His later public profile became inseparable from Max Verstappen’s rise. Jos was deeply involved in Max’s karting career, preparing equipment, managing development and shaping a hard-edged competitive education. The father-son story is sometimes simplified into caricature, but there is no serious account of Max Verstappen’s formation that leaves Jos Verstappen out of the frame.
That role changed how many fans looked back at Jos’s own career. He was no longer just the former Benetton and Arrows driver. He became part of the background machinery behind one of Formula 1’s most significant modern champions. The irony is neat enough: Jos spent years fighting with underpowered or underfunded cars, then helped produce a driver who reached Formula 1 earlier than anyone and won championships with a front-running team.
Style and significance
Jos Verstappen was not a complete Formula 1 driver in the Fangio or Prost sense of the phrase. His career had rough edges, and the results column is thin compared with the promise that surrounded his arrival. But he was quick, brave and often more memorable than the cars he drove. In a midfield packed with capable drivers, that counts for something.
His best drives tended to involve opportunity appearing suddenly: a wet race, a chaotic start, a circuit where the car’s strengths briefly matched the demands.
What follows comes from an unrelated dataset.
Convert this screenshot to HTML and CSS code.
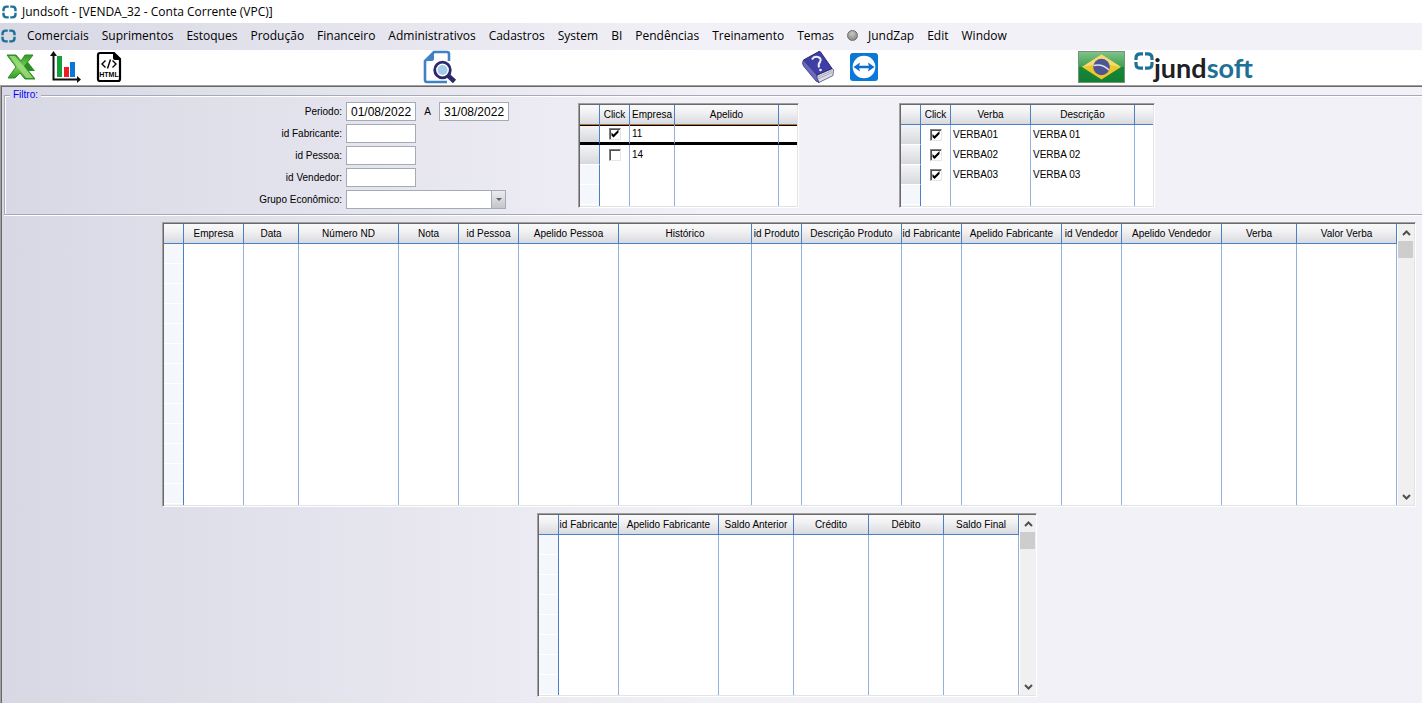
FILE: index.html
```html
<!DOCTYPE html>
<html lang="pt-BR">
<head>
<meta charset="utf-8">
<title>Jundsoft - [VENDA_32 - Conta Corrente (VPC)]</title>
<link rel="stylesheet" href="styles.css">
</head>
<body>
<svg class="defs" aria-hidden="true">
  <symbol id="mark" viewBox="0 0 20 18">
    <path d="M9 1.800H6.500C3.500 1.800 2 3.200 2 6v2M11 1.800h2.500C16.500 1.800 18 3.200 18 6v2M9 16.200H6.500C3.500 16.200 2 14.800 2 12v-2M11 16.200h2.500c3 0 4.500-1.400 4.500-4.200v-2" fill="none" stroke="#1d7196" stroke-width="3.200"/>
  </symbol>
</svg>

<header class="titlebar">
  <svg class="app-icon"><use href="#mark"/></svg>
  <h1 class="title">Jundsoft - [VENDA_32 - Conta Corrente (VPC)]</h1>
</header>

<nav class="menubar">
  <svg class="app-icon"><use href="#mark"/></svg>
  <button class="menu">Comerciais</button>
  <button class="menu">Suprimentos</button>
  <button class="menu">Estoques</button>
  <button class="menu">Produção</button>
  <button class="menu">Financeiro</button>
  <button class="menu">Administrativos</button>
  <button class="menu">Cadastros</button>
  <button class="menu">System</button>
  <button class="menu">BI</button>
  <button class="menu">Pendências</button>
  <button class="menu">Treinamento</button>
  <button class="menu">Temas</button>
  <button class="menu menu-zap"><span class="led"></span>JundZap</button>
  <button class="menu">Edit</button>
  <button class="menu">Window</button>
</nav>

<div class="toolbar">
  <div class="tools tools-export">
    <button class="tool" aria-label="Excel">
      <svg width="30" height="28" viewBox="0 0 30 28">
        <defs><linearGradient id="xg" x1="0" y1="0" x2="0" y2="1"><stop offset="0" stop-color="#2f9a26"/><stop offset=".5" stop-color="#78cf57"/><stop offset="1" stop-color="#2f9722"/></linearGradient></defs>
        <path d="M17 13l5-4 7 9h-9z" fill="#2c8f25"/>
        <path d="M1 2h9l5 6 4-6h8l-8.500 11L29 26H19l-5-6-5 5H2l8-11z" fill="url(#xg)" stroke="#2d8b22" stroke-width="1"/>
        <path d="M3 3h6l18 22h-7z" fill="#a5df82" opacity=".8"/>
      </svg>
    </button>
    <button class="tool" aria-label="Gráfico">
      <svg width="32" height="32" viewBox="0 0 32 32">
        <path d="M3.500 3v25.500H29" fill="none" stroke="#111" stroke-width="2"/>
        <path d="M0 5l3.500-5L7 5zM27 25l4 3.500-4 3.500z" fill="#111"/>
        <path d="M7 5h5v21H7z" fill="#12a038"/><path d="M14 16h5v10h-5z" fill="#ee1c24"/><path d="M20 11h5v15h-5z" fill="#0878d8"/>
      </svg>
    </button>
    <button class="tool" aria-label="HTML">
      <svg width="26" height="32" viewBox="0 0 26 32">
        <path d="M4 2h14l6 6v20q0 2-2 2H4q-2 0-2-2V4q0-2 2-2z" fill="#fff" stroke="#000" stroke-width="2.200"/>
        <path d="M17 1l8 8h-6q-2 0-2-2z"/>
        <path d="M9.500 9.500L6 13l3.500 3.500M16.500 9.500L20 13l-3.500 3.500M14.500 8.500l-3 9" fill="none" stroke="#000" stroke-width="1.400"/>
        <text x="13" y="26" class="html-tag" text-anchor="middle">HTML</text>
      </svg>
    </button>
  </div>
  <button class="tool tool-search" aria-label="Visualizar">
    <svg width="34" height="34" viewBox="0 0 34 34">
      <path d="M26 11V4q0-2-2-2H11L2 11v19q0 2 2 2h20" fill="none" stroke="#3f83c5" stroke-width="2.600"/>
      <path d="M11 1.500V9q0 2-2 2H1z" fill="#3f83c5"/>
      <circle cx="19.500" cy="20" r="7.800" fill="#fff" stroke="#29296b" stroke-width="2.800"/>
      <circle cx="19.500" cy="20" r="5" fill="#a6cbea"/>
      <path d="M25 25.500l6.500 6" stroke="#29296b" stroke-width="4.600"/>
    </svg>
  </button>
  <div class="tools tools-help">
    <button class="tool" aria-label="Ajuda">
      <svg width="34" height="34" viewBox="0 0 34 34">
        <path d="M15 25l15-6.500 1.500 1-.5 6L17 32.500l-3-2z" fill="#dddde8" stroke="#4b4b76" stroke-width=".8"/>
        <path d="M16 29l14-6.500M16 27l14-6.500" stroke="#9999ae" stroke-width=".8"/>
        <path d="M1.500 10L17 1.500q1-.5 1.500.5L30 18.500 15 25z" fill="#3e3ea5" stroke="#292975"/>
        <path d="M1.500 10q-2 3 0 6L14 31l3 1.500-2-4.500v-3z" fill="#6969bd" stroke="#33337e" stroke-width=".8"/>
        <path d="M10 9.500q2-3.800 6-2.500 4 1.500 2 5-2 2-1 5.500" fill="none" stroke="#eef" stroke-width="2"/>
        <circle cx="18.500" cy="20" r="1.300" fill="#eef"/>
      </svg>
    </button>
    <button class="tool" aria-label="TeamViewer">
      <svg width="28" height="28" viewBox="0 0 28 28">
        <rect width="28" height="28" rx="3" fill="#0b78d8"/>
        <circle cx="14" cy="14" r="11.300" fill="#fff"/>
        <path d="M3.500 14l6.500-4.500-.8 3.200h9.600L18 9.500l6.500 4.500-6.500 4.500.8-3.200H9.200l.8 3.200z" fill="#0b6fce"/>
      </svg>
    </button>
  </div>
  <div class="brand">
    <svg width="48" height="34" viewBox="0 0 48 34">
      <defs>
        <linearGradient id="fg" x1="0" y1="0" x2="0" y2="1"><stop offset="0" stop-color="#83c38b"/><stop offset=".5" stop-color="#3d9f50"/><stop offset=".5" stop-color="#17883a"/><stop offset="1" stop-color="#127d30"/></linearGradient>
      </defs>
      <rect x=".5" y="1.500" width="46" height="31" fill="url(#fg)" stroke="#77947b"/>
      <path d="M4 17L23.500 4.500 43 17 23.500 29.500z" fill="#edc72c"/>
      <path d="M4 17L23.500 4.500 43 17q-20-5-39 0z" fill="#f3dc73"/>
      <circle cx="23.500" cy="17" r="8.300" fill="#4f5594"/>
      <path d="M15.500 15.500q9-2 15.500 4.500" fill="none" stroke="#dce3ee" stroke-width="1.600"/>
    </svg>
    <div class="logo">
      <svg class="logo-mark"><use href="#mark"/></svg>
      <span class="logo-name">jund<span class="logo-soft">soft</span></span>
    </div>
  </div>
</div>

<main class="workspace">
  <fieldset class="filter">
    <legend class="filter-title">Filtro:</legend>
    <div class="filter-body">
      <form class="form">
        <label for="de">Periodo:</label>
        <div class="period">
          <input class="field" id="de" value="01/08/2022">
          <label for="ate">A</label>
          <input class="field" id="ate" value="31/08/2022">
        </div>
        <label for="fab">id Fabricante:</label><input class="field" id="fab">
        <label for="pes">id Pessoa:</label><input class="field" id="pes">
        <label for="ven">id Vendedor:</label><input class="field" id="ven">
        <label for="grp">Grupo Econômico:</label>
        <div class="combo">
          <select class="field field-combo" id="grp"><option></option></select>
          <span class="combo-arrow"></span>
        </div>
      </form>

      <div class="frame frame-small frame-empresa">
        <table class="grid">
          <colgroup><col class="w20"><col class="w30"><col class="w45"><col class="w104"><col></colgroup>
          <thead><tr><th></th><th>Click</th><th>Empresa</th><th>Apelido</th><th></th></tr></thead>
          <tbody>
            <tr class="current"><td class="handle"></td><td class="tick"><input type="checkbox" class="check" aria-label="Empresa 11" checked></td><td>11</td><td></td><td></td></tr>
            <tr><td class="handle"></td><td class="tick"><input type="checkbox" class="check" aria-label="Empresa 14"></td><td>14</td><td></td><td></td></tr>
            <tr class="rest"><td></td><td></td><td></td><td></td><td></td></tr>
          </tbody>
        </table>
      </div>

      <div class="frame frame-small frame-verba">
        <table class="grid">
          <colgroup><col class="w20"><col class="w30"><col class="w80"><col class="w104"><col></colgroup>
          <thead><tr><th></th><th>Click</th><th>Verba</th><th>Descrição</th><th></th></tr></thead>
          <tbody>
            <tr><td class="handle"></td><td class="tick"><input type="checkbox" class="check" aria-label="VERBA 01" checked></td><td>VERBA01</td><td>VERBA 01</td><td></td></tr>
            <tr><td class="handle"></td><td class="tick"><input type="checkbox" class="check" aria-label="VERBA 02" checked></td><td>VERBA02</td><td>VERBA 02</td><td></td></tr>
            <tr><td class="handle"></td><td class="tick"><input type="checkbox" class="check" aria-label="VERBA 03" checked></td><td>VERBA03</td><td>VERBA 03</td><td></td></tr>
            <tr class="rest"><td></td><td></td><td></td><td></td><td></td></tr>
          </tbody>
        </table>
      </div>
    </div>
  </fieldset>

  <section class="frame frame-entries">
    <table class="grid">
      <colgroup><col class="w20"><col class="w60"><col class="w55"><col class="w100"><col class="w60"><col class="w60"><col class="w100"><col><col class="w50"><col class="w100"><col class="w60"><col class="w100"><col class="w60"><col class="w100"><col class="w75"><col class="w100"></colgroup>
      <thead><tr><th></th><th>Empresa</th><th>Data</th><th>Número ND</th><th>Nota</th><th>id Pessoa</th><th>Apelido Pessoa</th><th>Histórico</th><th>id Produto</th><th>Descrição Produto</th><th>id Fabricante</th><th>Apelido Fabricante</th><th>id Vendedor</th><th>Apelido Vendedor</th><th>Verba</th><th>Valor Verba</th></tr></thead>
      <tbody><tr class="rest"><td></td><td></td><td></td><td></td><td></td><td></td><td></td><td></td><td></td><td></td><td></td><td></td><td></td><td></td><td></td><td></td></tr></tbody>
    </table>
    <div class="scroll">
      <button class="scroll-btn" aria-label="Subir"><svg width="9" height="6" viewBox="0 0 9 6"><path d="M1 5l3.500-3.500L8 5" fill="none" stroke="#505050" stroke-width="2"/></svg></button>
      <div class="thumb"></div>
      <button class="scroll-btn scroll-down" aria-label="Descer"><svg width="9" height="6" viewBox="0 0 9 6"><path d="M1 1l3.500 3.500L8 1" fill="none" stroke="#505050" stroke-width="2"/></svg></button>
    </div>
  </section>

  <section class="frame frame-totals">
    <table class="grid">
      <colgroup><col class="w20"><col class="w60"><col class="w100"><col class="w75"><col class="w75"><col class="w75"><col class="w75"></colgroup>
      <thead><tr><th></th><th>id Fabricante</th><th>Apelido Fabricante</th><th>Saldo Anterior</th><th>Crédito</th><th>Débito</th><th>Saldo Final</th></tr></thead>
      <tbody><tr class="rest"><td></td><td></td><td></td><td></td><td></td><td></td><td></td></tr></tbody>
    </table>
    <div class="scroll">
      <button class="scroll-btn" aria-label="Subir"><svg width="9" height="6" viewBox="0 0 9 6"><path d="M1 5l3.500-3.500L8 5" fill="none" stroke="#505050" stroke-width="2"/></svg></button>
      <div class="thumb"></div>
      <button class="scroll-btn scroll-down" aria-label="Descer"><svg width="9" height="6" viewBox="0 0 9 6"><path d="M1 1l3.500 3.500L8 1" fill="none" stroke="#505050" stroke-width="2"/></svg></button>
    </div>
  </section>
</main>
</body>
</html>
```
FILE: styles.css
```css
* { box-sizing: border-box; }

:root {
  --ui: "Open Sans", "Noto Sans", sans-serif;
  --small: "Liberation Sans", Arial, sans-serif;
  --chrome: linear-gradient(90deg, #d8d8e5 0, #f2f1f7 50%);
  --line: #4a80c8;
  --line-soft: #93b1da;
}

body {
  margin: 0;
  min-height: 100vh;
  display: flex;
  flex-direction: column;
  background: #fff;
  color: #000;
  font: 12px/16px var(--ui);
  overflow: hidden;
}

button { margin: 0; padding: 0; border: 0; background: none; font: inherit; color: inherit; }
svg { display: block; }
.defs { position: absolute; width: 0; height: 0; }

.titlebar { display: flex; align-items: center; gap: 5px; height: 23px; padding-left: 2px; }
.title { margin: 0; font-size: 12px; font-weight: 400; }
.app-icon { width: 15px; height: 14px; flex: none; }

.menubar { display: flex; align-items: center; height: 27px; padding-bottom: 2px; background: var(--chrome); }
.menubar .app-icon { margin: 0 11px 0 1px; }
.menu { margin-right: 13px; white-space: nowrap; }
.menu-zap { display: flex; align-items: center; gap: 10px; }
.led { width: 11px; height: 11px; border: 1px solid #6c6c6c; border-radius: 50%; background: radial-gradient(circle at 45% 30%, #c9c9c9, #777); }

.toolbar { display: flex; align-items: center; height: 35px; padding-bottom: 2px; }
.tools { display: flex; align-items: center; }
.tools-export { gap: 14px; padding-left: 6px; }
.tool-search { margin-left: 301px; }
.tools-help { gap: 14px; margin-left: 345px; }
.brand { display: flex; align-items: center; gap: 8px; margin-left: 200px; }
.html-tag { font: 700 7px "Liberation Sans", sans-serif; }
.logo { display: flex; align-items: flex-start; height: 30px; }
.logo-mark { width: 20px; height: 18px; }
.logo-name { font: 700 27px/32px Lato, sans-serif; color: #202024; }
.logo-soft { color: #1d7196; }

.workspace {
  flex: 1;
  border-top: 1px solid #a0a0a0;
  border-left: 1px solid #a0a0a0;
  box-shadow: inset 1px 1px 0 #696969;
  background: var(--chrome);
  padding: 3px 0 6px 3px;
  font: 10px/14px var(--small);
}

.filter {
  margin: 0;
  min-width: 0;
  padding: 0;
  border: 1px solid #a3acb6;
  border-right: 0;
  box-shadow: inset 1px 1px 0 #fff, 0 1px 0 #fff;
}
.filter-title { margin-left: 5px; padding: 0 3px; line-height: 12px; color: #00f; background: #d9d9e5; }
.filter-body { display: flex; align-items: flex-start; padding: 1px 0 5px; }

.form { display: grid; grid-template-columns: 337px auto; column-gap: 4px; row-gap: 3px; align-items: center; }
.form label { text-align: right; }
.period { display: flex; align-items: center; }
.form .period label { width: 23px; text-align: center; }
.field { display: block; width: 70px; height: 19px; margin: 0; padding: 0 4px; border: 1px solid #a3acb6; border-radius: 0; background: #fff; font: 12px/16px var(--small); color: #000; }
.combo { position: relative; width: 160px; }
.field-combo { width: 160px; appearance: none; }
.combo-arrow {
  position: absolute; top: 0; right: 0; width: 15px; height: 19px;
  border: 1px solid #a3acb6; background: linear-gradient(#ececef, #c3c5ca);
  pointer-events: none;
}
.combo-arrow::after { content: ""; position: absolute; left: 4px; top: 7px; border: 3px solid transparent; border-top-color: #5f6368; border-bottom: 0; }

.frame {
  display: flex;
  border: 1px solid;
  border-color: #a0a0a0 #fff #fff #a0a0a0;
  box-shadow: inset 1px 1px 0 #696969, inset -1px -1px 0 #e3e3e3;
  padding: 1px;
  background: #fff;
}
.frame-small { height: 105px; margin-top: 1px; }
.frame-empresa { width: 221px; margin-left: 69px; }
.frame-verba { width: 256px; margin-left: 100px; }
.frame-entries { height: 285px; margin: 7px 6px 0 158px; }
.frame-totals { width: 500px; height: 184px; margin: 6px 0 0 533px; }

.grid { flex: 1; width: 100%; height: 100%; table-layout: fixed; border-collapse: separate; border-spacing: 0; }
.grid th {
  height: 20px; padding: 0; font-weight: 400; text-align: center; white-space: nowrap; line-height: 14px;
  background: linear-gradient(#fafafb, #f1f1f3 40%, #d8dadf);
  border-right: 1px solid var(--line); border-bottom: 1px solid var(--line);
}
.grid td { height: 20px; padding: 0 2px; border-right: 1px solid var(--line-soft); white-space: nowrap; }
.grid td:first-child { border-right-color: var(--line); }
.frame-small .grid th:last-child, .frame-small .grid td:last-child { border-right: 0; }
.grid .handle { background: linear-gradient(#f5f5f6, #d6d8dd); border-bottom: 1px solid #fff; }
.grid .tick { padding: 0; }
.grid .rest td { height: auto; }
.grid .rest td:first-child { background: repeating-linear-gradient(#f4f8fd 0 19px, #fff 19px 20px); }
.grid .current td { border-bottom: 3px solid #000; }
.frame-empresa .grid th { border-bottom-color: #b8752f; }
.frame-empresa .current td { box-shadow: inset 0 1px 0 #000; }

.check {
  appearance: none; display: block; width: 12px; height: 12px; margin: 0 auto;
  border: 1px solid; border-color: #808080 #e6e6e6 #e6e6e6 #808080;
  box-shadow: inset 1px 1px 0 #505050; background: #fff;
}
.check:checked::before {
  content: ""; display: block; width: 10px; height: 10px; background: #000;
  clip-path: polygon(20% 40%, 40% 60%, 90% 10%, 90% 40%, 40% 90%, 20% 70%);
}

.w20 { width: 20px; } .w30 { width: 30px; } .w45 { width: 45px; } .w50 { width: 50px; }
.w55 { width: 55px; } .w60 { width: 60px; } .w75 { width: 75px; } .w80 { width: 80px; }
.w100 { width: 100px; } .w104 { width: 104px; }

.scroll { flex: none; display: flex; flex-direction: column; width: 17px; background: #f0f0f0; border-left: 1px solid #fff; }
.scroll-btn { display: grid; place-items: center; height: 17px; }
.scroll-down { margin-top: auto; }
.thumb { height: 17px; margin-right: 1px; background: #cdcdcd; }
```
He had a habit of inserting an Arrows or Minardi into places where television directors had not expected to find one. That did not make him a grand prix winner, but it did make him a driver with a distinct identity.
For Dutch Formula 1 history, Verstappen was a key bridge. Before Max, Jos was the country’s most visible and successful F1 driver, the first Dutch podium finisher and the driver who kept national interest alive through years when the Netherlands had no regular winner to follow. His career is also a useful reminder that talent and opportunity do not always arrive in the right order. Verstappen had the speed early, the top car briefly, and the long grind afterwards. Formula 1 has made harsher jokes, but not many.